When it’s desirable to enhance a concrete surface by making it more slip resistant, a variety of sealer additives can be used. In order to be effective, the gritty additive must poke above the level of the sealer and through any standing water or contamination to engage with the sole of the shoe or a crutch tip. The tiny projections of the grit are known as asperities. Jagged asperities can be more effective at keeping a shoe from slipping, but round particles can be embedded more firmly in the sealer, so additive manufacturers have put considerable effort into working toward an ideal compromise.
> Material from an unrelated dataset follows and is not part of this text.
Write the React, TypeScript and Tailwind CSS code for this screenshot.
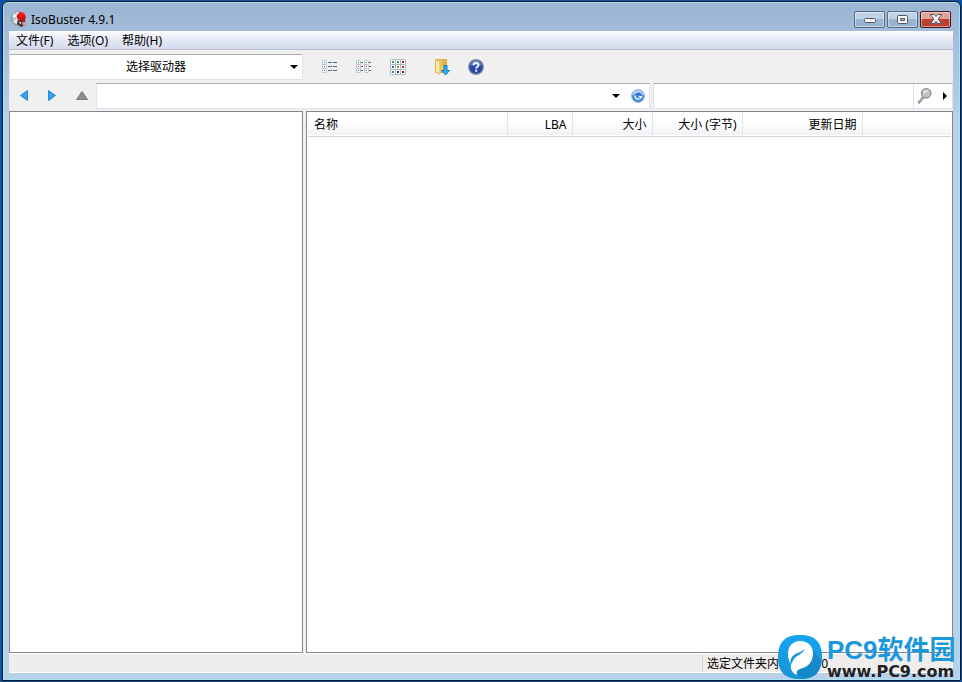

Additives can be broadly classified into polymer and mineral types. Acrylic polymer additives are synthetic granules that can be manufactured in round or flake shapes. Suitable for residential or light commercial applications, they have a shorter lifespan of contributing slip resistance than the mineral types because they are softer and they wear down. Because they are lightweight, they are easy to apply — simply mix in the recommended proportion of granules with the sealer and apply. The product will clog most sprayers, so the sealer will need to be rolled on. Polymer additives are clear to pale white in color so they offer minimum impact on the appearance of a surface.
Mineral additives include glass, quartz and silica sands, and bleached aluminum oxide. These materials are significantly harder than synthetics and will stand up to heavier traffic for more years. Aluminum oxide is considered the ultimate material for heavy duty slip resistance. Each type of additive is available in a variety of mesh sizes for a different fineness of grit, yielding a different texture and different SCOF on the finished floor. Most minerals are too heavy to be suspended in sealer by mixing in and must be broadcast on the floor. Most contractors recommend applying sealer, broadcasting the additive, and then applying a second layer of sealer. The additive is often applied with a roller, although experienced installers can sometimes achieve good results with a shaker can or even broadcasting by hand. Mineral additives are typically more opaque than polymers, so they affect the appearance of a surface more.
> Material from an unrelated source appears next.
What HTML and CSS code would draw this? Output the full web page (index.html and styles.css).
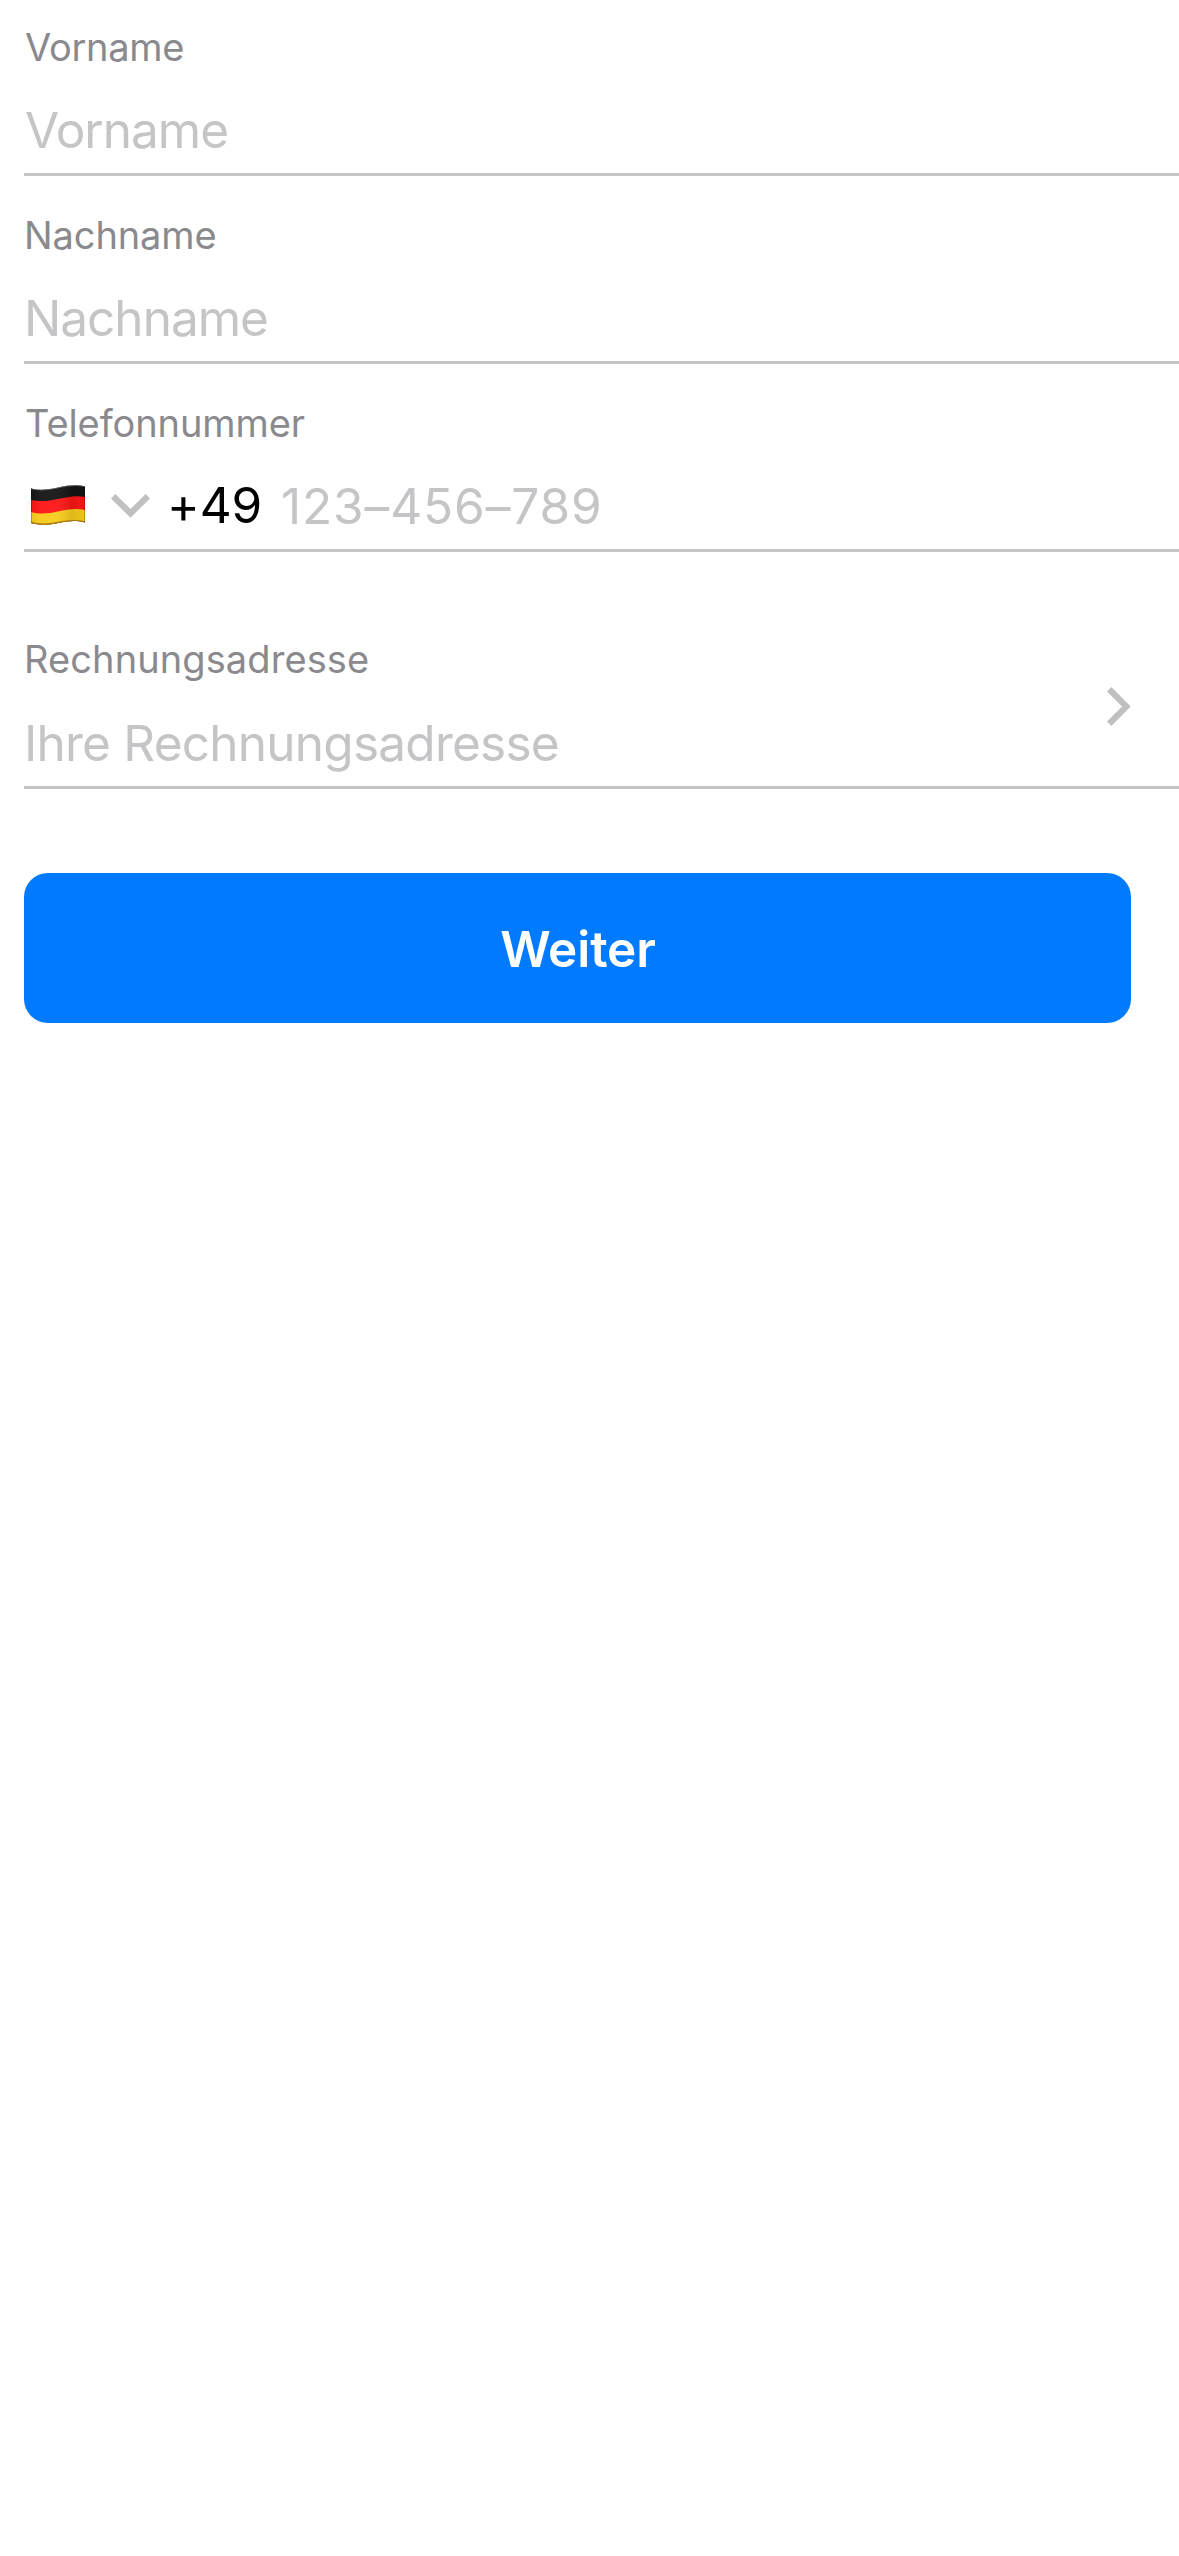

No matter what additive is chosen for the application, it is important to make sure that it is properly applied so that 30 percent to 50 percent of the particle is embedded in the resin matrix. If not enough of the particle is embedded, it may become dislodged over time. If too much resin is applied, not enough of the particle will form asperities to contribute to slip resistance. For example, 60 mesh aluminum oxide has a height of approximately 10 mils and needs to be embedded in 3 to 5 mils of resin.
The textured surface of a floor with slip-resistant additives should not be difficult to maintain. No special care is required. In food surface areas that become contaminated with grease, a standard floor maintenance program should involve scrubbing with a floor machine using an aggressive black pad or nylogrit brush with a good commercial degreaser. Custodians should rinse the floor well to remove any detergent residue and either vacuum the rinse water or flush it down the drain.
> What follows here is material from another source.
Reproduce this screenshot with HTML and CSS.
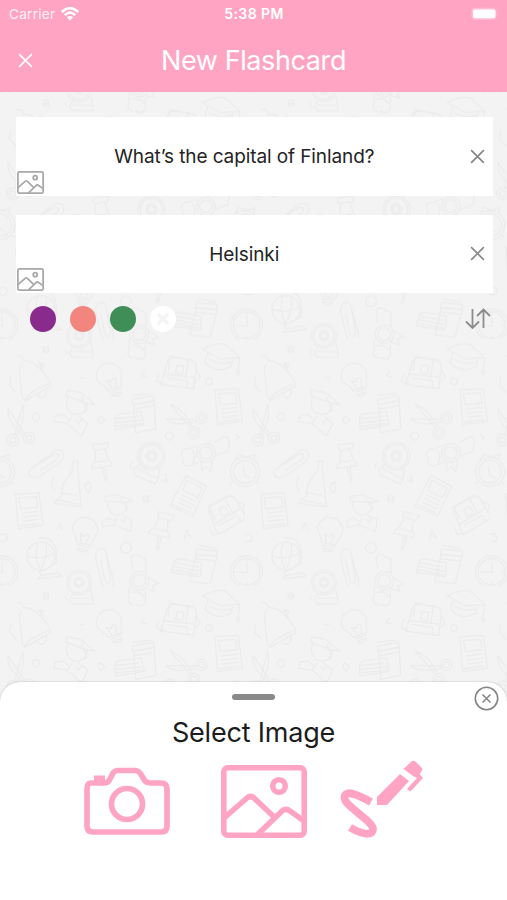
FILE: index.html
```html
<!DOCTYPE html>
<html lang="en">
<head>
<meta charset="utf-8">
<title>New Flashcard</title>
<link rel="stylesheet" href="styles.css">
</head>
<body>
<svg class="defs" width="0" height="0" aria-hidden="true">
  <symbol id="picture" viewBox="0 0 86 73">
    <g fill="none" stroke="currentColor" stroke-width="5.6" stroke-linejoin="round">
      <rect x="2.8" y="2.8" width="80.4" height="67.4" rx="4"/>
      <circle cx="58" cy="21" r="6.3"/>
      <path d="M3 53 26 33Q29.500 30 33 33L52 51M36 70 59 48Q64 42 69 46L83 56"/>
    </g>
  </symbol>
  <symbol id="cross" viewBox="0 0 16 16"><path d="M1.200 1.200 14.800 14.800M14.800 1.200 1.200 14.800" fill="none" stroke="currentColor" stroke-width="1.700"/></symbol>
</svg>
<div class="phone">
  <header class="top">
    <div class="status">
      <div class="carrier"><span>Carrier</span>
        <svg width="18" height="14" viewBox="0 0 18 14" fill="none" stroke="#fff" stroke-width="2.600"><path d="M.8 5Q9-2.600 17.200 5M3.800 8.100Q9 3.300 14.200 8.100"/><path d="M5.900 10.300Q9 7.600 12.100 10.300L9 13.600Z" fill="#fff" stroke="none"/></svg>
      </div>
      <div class="time">5:38 PM</div>
      <svg class="battery" width="28" height="14" viewBox="0 0 28 14"><rect x=".5" y=".8" width="25" height="12" rx="3.500" fill="#ffbdd0"/><rect x="2" y="2.500" width="22.500" height="8.800" rx="2" fill="#fff"/><path d="M26.300 5Q28 7 26.300 9Z" fill="#ffbdd0"/></svg>
    </div>
    <div class="nav">
      <svg class="back" width="15" height="15"><use href="#cross"/></svg>
      <h1>New Flashcard</h1>
    </div>
  </header>
  <svg class="doodles" width="507" height="620" aria-hidden="true">
    <defs>
      <g id="bulb"><path d="M-18 38C-20 15-42 10-38-10A39 39 0 0 1 39-6C39 12 24 20 27 38ZM-15 46 25 44M-11 54H20Q12 66-3 61ZM-4 35-12 8 0 16 9 6 17 12 10 35"/></g>
      <g id="scissors"><circle cx="-22" cy="42" r="18"/><circle cx="-22" cy="42" r="9"/><circle cx="27" cy="35" r="17"/><circle cx="27" cy="35" r="8"/><path d="M-15 24 8-65Q16-30 0 8L-10 28M14 23-36-52Q-40-20-8 10L10 30"/></g>
      <g id="clip"><path d="M-42 25 18-22C45-42 64-12 42 6L-16 48C-48 66-68 38-42 25L16-12C38-24 42-8 26 4L-20 33"/></g>
      <g id="pin"><path d="M-24-44 24-50 20-34 12-30 22 2Q36 8 32 18L-28 28Q-28 14-18 8L-16-28-24-32ZM2 24 14 64 18 60 12 22M-14-28 12-32M-16 8 20 2"/></g>
      <g id="books"><path d="M-12-44 50-56 54-42-10-28ZM-8-28 54-40 58 44-2 56ZM-65 14Q-62-2-40-2L14-8 24 32-64 46ZM-60 14 10 6M-62 26 16 18M-61 36 18 28M-10-14 52-26M-12-56 44-62"/></g>
      <g id="student"><path d="M-24-58 18-50 60-14 30-20-28-42ZM-22-38C-36 0-8 20 13 14S42-18 29-22M20-38 35 2 29 10M-8 20-24 42 20 80 38 42 10 20M-24 42-65 36-58 18-35 14-20 30M2 28 10 42 22 28"/></g>
      <g id="bag"><path d="M-36-20Q-35-46-10-46L35-40Q56-36 54-14L46 48-53 35ZM-28-50 46-36M-45 3 48 14M-25-46-30-8M30-38 22 12M-34 15 28 24 26 48M-4-24 16-20 13 4-8 0ZM-58 0-66 26-44 32M54-10 66 12 45 30"/></g>
      <g id="cap"><path d="M-58-28Q-10-50 10-42L55-2-4 2ZM-40-18-50 12Q-28 36 2 34L28 24 34 4M55-2 48 38M-38 2Q-5 22 32 10M44 38Q50 26 54 44L48 50Z"/></g>
      <g id="note"><path d="M-38-48 32-52 44 46-30 56ZM-28-37 24-40 28-9-22-4ZM-20 10 30 3M-18 22 31 16M-16 34 32 28M-27 48 34 40"/></g>
      <g id="scroll"><path d="M-74 10Q-76-14-52-12L-26-22M-70 14Q-72 46-45 38L-22 28M-42-8Q-26 8-40 32M24-30 54-48Q76-50 68-22L67-6 28 10"/><circle r="28"/><circle r="19"/><path d="M-15 24-12 54 0 42 14 57 20 20"/></g>
      <g id="tape"><circle r="41"/><circle r="34"/><circle r="16"/><circle r="10"/><path d="M-32 24-54 40-50 56 12 84 20 68-42 38M20 68 25 38M-56 20Q-68 24-60 38"/></g>
      <g id="bell"><path d="M-48-70Q-32-74-25-56 14-56 54 8L56 19-22 64-30 55-38-20Q-41-38-32-47M-22 60Q-10 36 52 12M18 46Q26 66 42 42V28M-64-10-68 18-48 40M18-48Q28-40 30-25"/></g>
      <g id="flask"><path d="M12-76 28-74 25-58 37 62-46 52-40 42-22 28C-25-20 0-20 14-56ZM-37 42 30 55M-45-30Q-60 2-42 14M62-14Q70 0 60 20Q46 14 50-5ZM-25 20 24 28"/></g>
      <g id="clock"><circle r="48"/><circle r="40"/><path d="M0-26 3 2H-24M0-37V-31M36 0H30M0 37V31M-36 0H-30"/></g>
      <g id="alarm"><circle r="44"/><circle r="34"/><path d="M-30-31-20-54 7-44 30-53 26-36M-6-18 0 12 18 18M-34 28-46 38M30 30 44 35"/></g>
      <g id="globe"><circle r="42"/><path d="M-40 0Q0 14 40-9M-10-40Q-22 0-2 42M15-40Q22 2-2 42M-8-54Q56-62 45 22L-6 48M-6 48 2 58 48 50M0 58-8 69 62 60 48 48"/></g>
      <pattern id="school" width="735" height="740" patternUnits="userSpaceOnUse" patternTransform="translate(0 247.500) scale(.3333)">
        <g fill="none" stroke="#ebebec" stroke-width="3.800" stroke-linejoin="round">
          <use href="#bell" x="97" y="120"/>
          <use href="#bulb" transform="translate(328 112) rotate(-20)"/>
          <use href="#bag" x="535" y="100"/>
          <use href="#cap" x="665" y="57"/>
          <use href="#note" x="683" y="200"/>
          <use href="#scissors" x="60" y="260"/>
          <use href="#student" x="225" y="210"/>
          <use href="#books" x="409" y="224"/>
          <use href="#scissors" transform="translate(560 238) rotate(-55)"/>
          <use href="#clip" x="140" y="360"/>
          <use href="#pin" x="303" y="360"/>
          <use href="#tape" x="454" y="350"/>
          <use href="#scroll" x="618" y="340"/>
          <use href="#alarm" x="735" y="397"/><use href="#alarm" x="0" y="397"/>
          <use href="#flask" x="207" y="440"/>
          <use href="#note" x="85" y="512"/>
          <use href="#student" transform="translate(352 514) rotate(-18) scale(.9)"/>
          <use href="#note" transform="translate(565 468) rotate(32)"/>
          <use href="#pin" transform="translate(482 566) rotate(23)"/>
          <use href="#bag" transform="translate(674 526) rotate(-38)"/>
          <use href="#bulb" transform="translate(254 575) rotate(12)"/>
          <use href="#globe" x="123" y="650"/>
          <use href="#clock" x="740" y="697"/><use href="#clock" x="5" y="697"/>
          <use href="#books" transform="translate(588 674) rotate(17)"/>
          <use href="#clip" transform="translate(326 693) rotate(112)"/>
          <use href="#tape" transform="translate(237 729) rotate(-25) scale(.9)"/>
          <use href="#tape" transform="translate(237 -11) rotate(-25) scale(.9)"/>
          <use href="#scroll" transform="translate(418 724) rotate(-68)"/>
          <use href="#scroll" transform="translate(418 -16) rotate(-68)"/>
          <path d="M130 22h15v16h-15zM132 30h12M430 470h15v17h-15zM432 479h12M435 95l-12 14 18 4M300 230l15 12-12 12-10-11zM496 405l5 25M486 423l18-2M170 570l10-18 7 20M552 602l8-30 14 25M555 590h13M120 70l13 5-7 12zM240 115l14 0M704 285l14 8-10 8"/>
          <circle cx="509" cy="290" r="12"/><circle cx="108" cy="232" r="11"/><circle cx="627" cy="126" r="10"/><circle cx="378" cy="625" r="16"/><circle cx="9" cy="595" r="12"/>
        </g>
      </pattern>
    </defs>
    <rect width="507" height="620" fill="url(#school)"/>
  </svg>
  <main class="content">
    <section class="card">
      <svg class="pic" width="27" height="23"><use href="#picture"/></svg>
      <p>What’s the capital of Finland?</p>
      <svg class="clear" width="15" height="15"><use href="#cross"/></svg>
    </section>
    <section class="card">
      <svg class="pic" width="27" height="23"><use href="#picture"/></svg>
      <p>Helsinki</p>
      <svg class="clear" width="15" height="15"><use href="#cross"/></svg>
    </section>
    <div class="tools">
      <i class="dot purple"></i><i class="dot coral"></i><i class="dot green"></i>
      <i class="dot none"><svg width="12" height="12" viewBox="0 0 12 12"><path d="M1 1 11 11M11 1 1 11" stroke="#f4f4f4" stroke-width="3.500"/></svg></i>
      <svg class="sort" width="26" height="22" viewBox="0 0 26 22" fill="none" stroke="#8b8b8b" stroke-width="1.800"><path d="M7.500 1V20M1 13.500 7.500 20 14 13.500M18.500 20V1.500M12 8 18.500 1.500 25 8"/></svg>
    </div>
  </main>
  <footer class="sheet">
    <div class="grip"></div>
    <svg class="dismiss" width="25" height="25" viewBox="0 0 25 25" fill="none" stroke="#858585" stroke-width="1.600"><circle cx="12.500" cy="12.500" r="11.200"/><path d="M8.500 8.500 16.500 16.500M16.500 8.500 8.500 16.500"/></svg>
    <h2>Select Image</h2>
    <div class="actions">
      <svg width="86" height="78" viewBox="84 760 86 78" fill="none" stroke="currentColor" stroke-width="5.700" stroke-linejoin="round"><path d="M91 783H105Q108 783 110 779L113 773Q115 770.500 118 770.500H135Q138 770.500 140 773L145 781Q147 783 150 783H161Q167 783 167 789V826Q167 832 161 832H93Q87 832 87 826V789Q87 783 91 783Z"/><path d="M94 775.500H105V784H94Z" fill="currentColor" stroke="none"/><circle cx="127" cy="804" r="15.500"/></svg>
      <svg class="gallery" width="86" height="73"><use href="#picture"/></svg>
      <svg class="draw" width="84" height="78" viewBox="340 760 84 78"><path d="M371 802C360 796 344.500 788 344.500 798C344.500 806 373 821 373 829C373 837 360 833.500 350 827.500" fill="none" stroke="currentColor" stroke-width="7.800"/><path d="M377 797 400 774 409 781 387 805H377ZM403.500 769 412 761Q414 760 416 762L422 768Q423 770 421 772L419.500 774 423 778 410.500 791.500 407 789 417 778 413 776Z" fill="currentColor"/></svg>
    </div>
  </footer>
</div>
</body>
</html>
```
FILE: styles.css
```css
* { box-sizing: border-box; }
body { margin: 0; background: #f2f2f2; font-family: Inter, "Liberation Sans", sans-serif; }
svg { display: block; flex: none; }
.defs { position: absolute; }
h1, h2, p { margin: 0; font-weight: 400; white-space: nowrap; }
.phone { display: grid; grid-template-rows: 92px 589.5px 218.5px; grid-template-columns: 507px; height: 900px; overflow: hidden; background: #f3f3f3; }
.top { grid-area: 1 / 1; background: #ffa5c3; color: #fff; }
.status { display: grid; grid-template-columns: 1fr auto 1fr; align-items: center; height: 27px; padding: 0 8px 0 9px; font-size: 13.5px; }
.carrier { display: flex; align-items: center; gap: 6px; letter-spacing: .3px; color: #fff0f5; }
.time { font-weight: 600; font-size: 14px; letter-spacing: .4px; }
.battery { justify-self: end; }
.nav { display: grid; grid-template-columns: 60px 1fr 60px; align-items: center; height: 66px; }
.back { margin-left: 18px; margin-top: 1px; }
h1 { text-align: center; font-size: 27px; letter-spacing: -.4px; }
.doodles { grid-area: 2 / 1 / 4 / 2; }
.content { grid-area: 2 / 1; padding: 25px 14.5px 0 16px; }
.card { display: grid; grid-template-columns: 40px 1fr 40px; align-items: center; height: 78.5px; margin-bottom: 19px; background: #fff; text-align: center; color: #242424; font-size: 19px; letter-spacing: -.1px; }
.card p { margin-left: -20px; padding-top: 1px; }
.pic { align-self: end; margin: 0 0 2px 1px; color: #a9a9a9; }
.clear { color: #858585; justify-self: end; margin-right: 8px; }
.tools { display: flex; align-items: center; gap: 14px; padding: 0 2px 0 14px; margin-top: -6px; height: 26px; }
.dot { display: grid; place-items: center; width: 26px; height: 26px; border-radius: 50%; }
.purple { background: #892b8d; }
.coral { background: #f2857d; }
.green { background: #3f8d57; }
.none { background: #fff; }
.sort { margin-left: auto; }
.sheet { grid-area: 3 / 1; position: relative; background: #fff; border-radius: 20px 20px 0 0; box-shadow: 0 0 2px rgba(0,0,0,.28); padding-top: 12px; }
.grip { width: 43px; height: 6px; border-radius: 3px; background: #8a8a8a; margin: 0 auto; }
.dismiss { position: absolute; top: 4.5px; right: 8px; }
h2 { margin-top: 15px; line-height: 36px; font-size: 27px; text-align: center; color: #1c1c1c; letter-spacing: -.2px; }
.actions { display: flex; padding-left: 84px; margin-top: 9px; height: 78px; color: #ffa5c3; }
.gallery { margin: 5px 0 0 51px; }
.draw { margin-left: 33px; overflow: visible; }
```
Contractors that seal concrete floors need to become familiar with slip resistance issues for their own self protection as well as for the benefit of their customers. Investigate and choose an instrument or test lab service for measuring SCOF, develop competence at selecting and applying additives that enhance slip resistance, and keep up to date with new products and procedures in the industry. The result will be wisely managed liability and better safety for users who walk on the finished floors.